• _Given task_:
Can you transcribe every line exactly and leave the pictures behind?

## BEGIN Data block

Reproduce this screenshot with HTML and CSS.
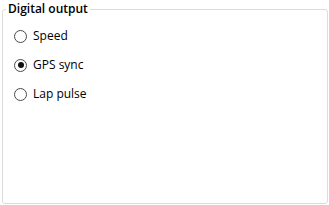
FILE: index.html
```html
<!DOCTYPE html>
<html>
<head>
<meta charset="utf-8">
<link rel="stylesheet" href="styles.css">
</head>
<body>
<fieldset class="group">
  <legend class="group-title">Digital output</legend>
  <div class="options">
    <label class="radio"><span class="dot"></span><span class="label">Speed</span></label>
    <label class="radio"><span class="dot checked"></span><span class="label">GPS sync</span></label>
    <label class="radio"><span class="dot"></span><span class="label">Lap pulse</span></label>
  </div>
</fieldset>
</body>
</html>
```
FILE: styles.css
```css
html, body {
  margin: 0;
  padding: 0;
  background: #ffffff;
}
body {
  width: 329px;
  height: 205px;
  font-family: "Open Sans", "Noto Sans", sans-serif;
  font-size: 12px;
  color: #000;
  padding-top: 1px;
  box-sizing: border-box;
}
.group {
  margin: 0 1px 0 2px;
  padding: 0;
  border: 1px solid #dcdcdc;
  border-radius: 3px;
  height: 203px;
  box-sizing: border-box;
}
.group-title {
  margin-left: 3px;
  padding: 0 2px;
  line-height: 16px;
  font-weight: 600;
  font-size: 12px;
}
.options {
  display: flex;
  flex-direction: column;
  gap: 13px;
  padding: 11px 0 0 11px;
}
.radio {
  display: flex;
  align-items: center;
  gap: 6px;
  height: 16px;
}
.dot {
  width: 13px;
  height: 13px;
  border: 1px solid #4a4a4a;
  border-radius: 50%;
  box-sizing: border-box;
  display: flex;
  align-items: center;
  justify-content: center;
}
.dot.checked::after {
  content: "";
  width: 6px;
  height: 6px;
  border-radius: 50%;
  background: #111;
}
.label {
  line-height: 16px;
}
```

## END Data block

• _Solution for this exercise_:
Reproduce this screenshot with HTML and CSS.
FILE: index.html
```html
<!DOCTYPE html>
<html>
<head>
<meta charset="utf-8">
<link rel="stylesheet" href="styles.css">
</head>
<body>
<fieldset class="group">
  <legend class="group-title">Digital output</legend>
  <div class="options">
    <label class="radio"><span class="dot"></span><span class="label">Speed</span></label>
    <label class="radio"><span class="dot checked"></span><span class="label">GPS sync</span></label>
    <label class="radio"><span class="dot"></span><span class="label">Lap pulse</span></label>
  </div>
</fieldset>
</body>
</html>
```
FILE: styles.css
```css
html, body {
  margin: 0;
  padding: 0;
  background: #ffffff;
}
body {
  width: 329px;
  height: 205px;
  font-family: "Open Sans", "Noto Sans", sans-serif;
  font-size: 12px;
  color: #000;
  padding-top: 1px;
  box-sizing: border-box;
}
.group {
  margin: 0 1px 0 2px;
  padding: 0;
  border: 1px solid #dcdcdc;
  border-radius: 3px;
  height: 203px;
  box-sizing: border-box;
}
.group-title {
  margin-left: 3px;
  padding: 0 2px;
  line-height: 16px;
  font-weight: 600;
  font-size: 12px;
}
.options {
  display: flex;
  flex-direction: column;
  gap: 13px;
  padding: 11px 0 0 11px;
}
.radio {
  display: flex;
  align-items: center;
  gap: 6px;
  height: 16px;
}
.dot {
  width: 13px;
  height: 13px;
  border: 1px solid #4a4a4a;
  border-radius: 50%;
  box-sizing: border-box;
  display: flex;
  align-items: center;
  justify-content: center;
}
.dot.checked::after {
  content: "";
  width: 6px;
  height: 6px;
  border-radius: 50%;
  background: #111;
}
.label {
  line-height: 16px;
}
```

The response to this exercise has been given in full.